Le «couple» Lamamra-Messahel n'a pas échappé à cette règle, même s'il lui est reconnu une intelligence que ne pourrait se targuer d'avoir l'ensemble du gouvernement réuni. Depuis leur nomination au ministère des Affaires étrangères, Lamamra en tant que premier responsable et Messahel second puisqu'il était ministre délégué aux Affaires maghrébines et africaines, l'on entendait toujours dire qu'ils se supportaient à peine.

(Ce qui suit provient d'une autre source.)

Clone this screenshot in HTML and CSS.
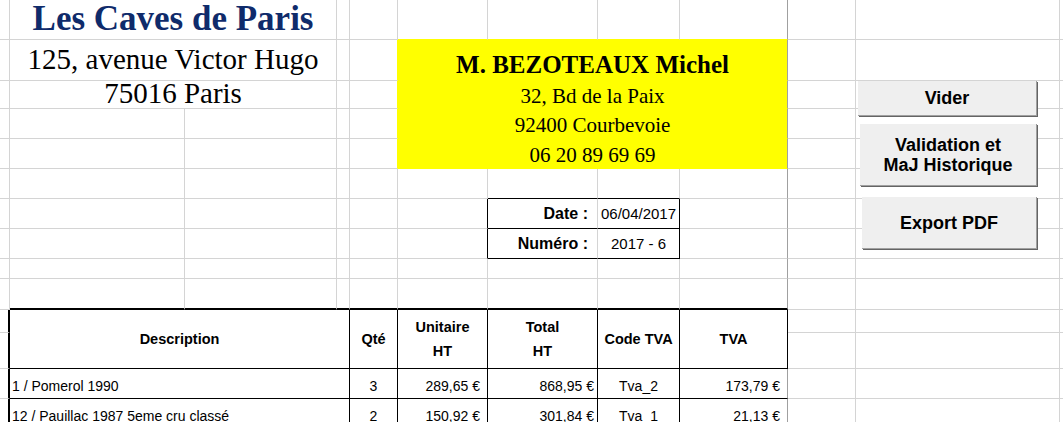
FILE: index.html
```html
<!DOCTYPE html>
<html lang="fr">
<head>
    <meta charset="UTF-8">
    <meta name="viewport" content="width=device-width, initial-scale=1.0">
    <title>Facture - Les Caves de Paris</title>
    <link rel="stylesheet" href="styles.css">
</head>
<body>
    <div class="sheet">
        <table class="grid">
            <colgroup>
                <col class="col-a"><col class="col-b"><col class="col-c"><col class="col-d">
                <col class="col-e"><col class="col-f"><col class="col-g"><col class="col-h">
                <col class="col-i"><col class="col-j"><col class="col-k"><col class="col-l">
            </colgroup>
            <tr class="row-1">
                <td></td>
                <td colspan="2" class="shop-name">Les Caves de Paris</td>
                <td></td><td></td>
                <td class="fill-top"></td><td class="fill-top"></td><td class="fill-top"></td>
                <td class="fill-top page-break"></td>
                <td></td><td></td><td></td>
            </tr>
            <tr class="row-2">
                <td></td>
                <td colspan="2" class="shop-address street">125, avenue Victor Hugo</td>
                <td></td><td class="fill-left"></td>
                <td colspan="4" class="client client-name page-break">M. BEZOTEAUX Michel</td>
                <td></td><td></td><td></td>
            </tr>
            <tr class="row-3">
                <td></td>
                <td colspan="2" class="shop-address city">75016 Paris</td>
                <td></td><td class="fill-left"></td>
                <td colspan="4" class="client client-line first page-break">32, Bd de la Paix</td>
                <td></td><td></td><td></td>
            </tr>
            <tr class="row-4">
                <td></td><td></td><td></td><td></td><td class="fill-left"></td>
                <td colspan="4" class="client client-line page-break">92400 Courbevoie</td>
                <td></td><td></td><td></td>
            </tr>
            <tr class="row-5">
                <td></td><td></td><td></td><td></td><td class="fill-left"></td>
                <td colspan="4" class="client client-line page-break">06 20 89 69 69</td>
                <td></td><td></td><td></td>
            </tr>
            <tr class="row-6">
                <td></td><td></td><td></td><td></td><td></td><td></td>
                <td class="edge-b"></td><td class="edge-b"></td>
                <td class="page-break"></td>
                <td></td><td></td><td></td>
            </tr>
            <tr class="row-7">
                <td></td><td></td><td></td><td></td><td></td>
                <td class="edge-r"></td>
                <td class="meta-label edge-b">Date :</td>
                <td class="meta-value edge-b edge-r">06/04/2017</td>
                <td class="page-break"></td>
                <td></td><td></td><td></td>
            </tr>
            <tr class="row-8">
                <td></td><td></td><td></td><td></td><td></td>
                <td class="edge-r"></td>
                <td class="meta-label edge-b">Numéro :</td>
                <td class="meta-value edge-b edge-r">2017 - 6</td>
                <td class="page-break"></td>
                <td></td><td></td><td></td>
            </tr>
            <tr class="row-9">
                <td></td><td></td><td></td><td></td><td></td><td></td>
                <td></td><td></td><td class="page-break"></td>
                <td></td><td></td><td></td>
            </tr>
            <tr class="row-10">
                <td></td>
                <td class="edge-b-thick"></td><td class="edge-b-thick"></td><td class="edge-b-thick"></td>
                <td class="edge-b-thick"></td><td class="edge-b-thick"></td><td class="edge-b-thick"></td>
                <td class="edge-b-thick"></td><td class="edge-b-thick page-break"></td>
                <td></td><td></td><td></td>
            </tr>
            <tr class="row-11">
                <td class="edge-r-thick"></td>
                <th colspan="3" rowspan="2">Description</th>
                <th rowspan="2">Qté</th>
                <th rowspan="2">Unitaire<br>HT</th>
                <th rowspan="2">Total<br>HT</th>
                <th rowspan="2">Code TVA</th>
                <th rowspan="2">TVA</th>
                <td></td><td></td><td></td>
            </tr>
            <tr class="row-12">
                <td class="edge-r-thick"></td>
                <td></td><td></td><td></td>
            </tr>
            <tr class="line-item">
                <td class="edge-r-thick"></td>
                <td colspan="3" class="item desc">1 / Pomerol 1990</td>
                <td class="item center">3</td>
                <td class="item amount unit">289,65 €</td>
                <td class="item amount total">868,95 €</td>
                <td class="item center">Tva_2</td>
                <td class="item amount vat page-break">173,79 €</td>
                <td></td><td></td><td></td>
            </tr>
            <tr class="line-item">
                <td class="edge-r-thick"></td>
                <td colspan="3" class="item desc">12 / Pauillac 1987 5eme cru classé</td>
                <td class="item center">2</td>
                <td class="item amount unit">150,92 €</td>
                <td class="item amount total">301,84 €</td>
                <td class="item center">Tva_1</td>
                <td class="item amount vat page-break">21,13 €</td>
                <td></td><td></td><td></td>
            </tr>
        </table>

        <div class="controls">
            <button class="sheet-btn btn-clear">Vider</button>
            <button class="sheet-btn btn-validate">Validation et<br>MaJ Historique</button>
            <button class="sheet-btn btn-export">Export PDF</button>
        </div>
    </div>
</body>
</html>
```

FILE: styles.css
```css
html, body {
    margin: 0;
    padding: 0;
    height: 422px;
    overflow: hidden;
    background-color: #fff;
}
body {
    font-family: 'Liberation Sans', Arial, sans-serif;
    color: #000;
}
.sheet {
    position: relative;
    width: 1063px;
    height: 422px;
    overflow: hidden;
}

/* spreadsheet grid */
.grid {
    table-layout: fixed;
    width: 1120px;
    border-collapse: separate;
    border-spacing: 0;
}
.col-a { width: 10px; }
.col-b { width: 175px; }
.col-c { width: 152px; }
.col-d { width: 13px; }
.col-e { width: 48px; }
.col-f { width: 90px; }
.col-g { width: 110px; }
.col-h { width: 82px; }
.col-i { width: 108px; }
.col-j { width: 68px; }
.col-k { width: 204px; }
.col-l { width: 60px; }

.row-1 { height: 40px; }
.row-2 { height: 41px; }
.row-3 { height: 28px; }
.row-4, .row-5, .row-6, .row-7, .row-8 { height: 30px; }
.row-9 { height: 20px; }
.row-10 { height: 31px; }
.row-11 { height: 23px; }
.row-12 { height: 36px; }
.line-item { height: 30px; }

.grid td, .grid th {
    padding: 0;
    border-right: 1px solid #d4d4d4;
    border-bottom: 1px solid #d4d4d4;
    white-space: nowrap;
    overflow: visible;
    vertical-align: bottom;
}

/* border helpers */
.grid .page-break { border-right-color: #a0a0a0; }
.grid .edge-b { border-bottom: 1px solid #000; }
.grid .edge-r { border-right: 1px solid #000; }
.grid .edge-b-thick { border-bottom: 2px solid #000; }
.grid .edge-r-thick { border-right: 2px solid #000; }
.grid .fill-top { border-bottom-color: #ffff00; }
.grid .fill-left { border-right-color: #ffff00; }

/* shop header */
.shop-name {
    font-family: 'Liberation Serif', 'Times New Roman', serif;
    font-weight: bold;
    font-size: 35px;
    line-height: 30px;
    padding-bottom: 5px !important;
    color: #0f2b6b;
    text-align: center;
}
.shop-address {
    font-family: 'Liberation Serif', 'Times New Roman', serif;
    font-size: 29px;
    text-align: center;
}
.shop-address.street {
    line-height: 26px;
    padding-bottom: 8px !important;
}
.shop-address.city {
    line-height: 20px;
    padding-bottom: 5px !important;
}

/* client block */
.grid .client {
    background-color: #ffff00;
    border-bottom-color: #ffff00;
    font-family: 'Liberation Serif', 'Times New Roman', serif;
    text-align: center;
}
.client-name {
    font-weight: bold;
    font-size: 25px;
    line-height: 24px;
    padding-bottom: 3px !important;
}
.client-line {
    font-size: 21px;
    line-height: 20px;
    padding-bottom: 3px !important;
}
.client-line.first {
    padding-bottom: 2px !important;
}

/* date / number box */
.grid .meta-label {
    font-weight: bold;
    font-size: 16px;
    line-height: 18px;
    text-align: right;
    padding-right: 9px;
    vertical-align: middle;
}
.grid .meta-value {
    font-size: 15px;
    line-height: 18px;
    text-align: center;
    vertical-align: middle;
}

/* invoice lines */
.grid th {
    font-size: 14.5px;
    font-weight: bold;
    line-height: 24px;
    text-align: center;
    vertical-align: middle;
    border-right: 1px solid #000;
    border-bottom: 1px solid #000;
}
.grid .item {
    font-size: 14px;
    line-height: 16px;
    padding-bottom: 4px;
    border-bottom: 1px solid #000;
    border-right: 1px solid #000;
}
.grid .item.page-break { border-right-color: #a0a0a0; }
.item.desc { padding-left: 2px; }
.item.center { text-align: center; }
.item.amount { text-align: right; }
.item.unit { padding-right: 7px; }
.item.total { padding-right: 3px; }
.item.vat { padding-right: 7px; }

/* form buttons floating over the sheet */
.controls {
    position: absolute;
    left: 857px;
    top: 81px;
    width: 180px;
    display: flex;
    flex-direction: column;
    align-items: flex-end;
}
.sheet-btn {
    box-sizing: border-box;
    display: flex;
    align-items: center;
    justify-content: center;
    margin: 0;
    padding: 0;
    background-color: #efefef;
    border: none;
    border-right: 1px solid #a0a0a0;
    border-bottom: 1px solid #a0a0a0;
    box-shadow: 1px 1px 0 #646464;
    font-family: 'Liberation Sans', Arial, sans-serif;
    font-weight: bold;
    font-size: 18px;
    line-height: 20px;
    color: #000;
    text-align: center;
}
.btn-clear {
    width: 179px;
    height: 35px;
}
.btn-validate {
    width: 177px;
    height: 62px;
    margin-top: 8px;
}
.btn-export {
    width: 175px;
    height: 52px;
    margin-top: 11px;
}
```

QUAND BOUTEFLIKA REVIENT A DE MEILLEURS SENTIMENTS

La prise en charge totale et «sans partage» des conflits, notamment africains, par Lamamra déplaisait à Messahel qui se réclame spécialiste du cœur du continent pour avoir «géré» ses affaires pendant de longues années. Il faut reconnaître aux deux responsables leurs grandes expériences dans ce même domaine. Lamamra a lui aussi évolué en Afrique durant les années où il occupait des postes au sein de l'Union africaine non sans avoir fait, auparavant, une traversée du désert pesante pour un diplomate qui n'avait rien à prouver à personne ni à aucune autorité. Des hauts responsables disaient à l'époque que l'Algérie perdait beaucoup en ignorant les grandes qualités d'un diplomate aussi docte que Lamamra. L'on susurrait surtout que Bouteflika ne l'aimait pas «juste comme ça». Il a fallu attendre plusieurs années pour que le chef de l'Etat revienne à de meilleurs sentiments et fait appel à lui pour gérer les Affaires étrangères. Les observateurs décernent d'ailleurs au ministre des bons points pour avoir hissé la diplomatie algérienne au rang qui lui sied depuis qu'elle est née. Parfait orateur en plusieurs langues, fin diplomate, Lamamra, pourtant poids lourd physiquement, met toute la souplesse dans ses gestes et propos lorsqu'il s'agit d'expliquer et de commenter des problématiques complexes ou d'affirmer «la raison d'Etat.» Il a fait trop d'ombre à son ministre délégué. «Messahel rouspète depuis longtemps pour être ministre à part entière, il estime qu'il a beaucoup donné en matière de diplomatie, notamment pour ce qui est de l'Afrique et de l'ensemble de ses problèmes,» nous disait hier un haut responsable.

«ALORS SIMPLE OUBLI ?»

Le partage des Affaires étrangères entre les deux responsables a été peut-être le sujet le plus débattu au sein de la presse et surtout des analystes politiques qui ont été unanimes à le qualifier de «maskhara.» Le correctif que Bouteflika a effectué lundi dans ce partage n'a pas été non plus mieux vu. Mais il vient encore une fois conforter cette idée de désaccord et d'incompatibilités d'humeurs qui empestent l'atmosphère dès que la gestion d'un ministère est partagée entre deux responsables. Lamamra et Messahel se boudaient comme tous les autres dans le même cas. «Ceux qui pensent que le correctif de la présidence de la République est l'œuvre de divisions au sein des centres de décision n'ont rien compris à tout ce qu'a fait Bouteflika, depuis 1999 à ce jour, au niveau des cercles des pouvoirs,» relèvent d'anciens militaires. «La logique est qu'en tant que ministre des Affaires étrangères, Lamamra prend en charge la coopération internationale,» nous disent-ils. «Messahel se retrouve ministre des Affaires maghrébines, de l'Union africaine et de la Ligue arabe ; que reste-il alors à Lamamra ?» interrogent des diplomates étonnés. «Les Etats-Unis», répondent nos sources, non sans rire. Alors simple oubli ? Redéfinition de missions dont le poids en ces temps de partage du monde doit être minutieusement pesé ? Ou autres considérations d'équilibres à préserver, alors qu'il est prouvé que les pouvoirs sont centralisés au niveau d'El Mouradia ?

«Errare humanum est, perseverare diabolicium (l'erreur est humaine, persévérer (dans son erreur) est diabolique, auraient dit les Latins,» pensent des universitaires. Il aurait en effet été absurde de charger Lamamra des Affaires étrangères et de donner la coopération internationale à Messahel. «Ils se seraient encore une fois entremêlé les prérogatives, même si être ministre d'Etat, ministre des Affaires étrangères fait indéniablement de Lamamra le numéro un de la diplomatie algérienne.» La présidence de la République est seule à savoir prendre des décisions qui étonnent, inquiètent et sèment le trouble. Sinon, l'on aurait compris pourquoi elle a gardé des ministres et renvoyé d'autres alors que les uns et les autres ont fait partie d' un gouvernement que les observateurs ont qualifié de plus mauvais qu'est jamais connu le pays.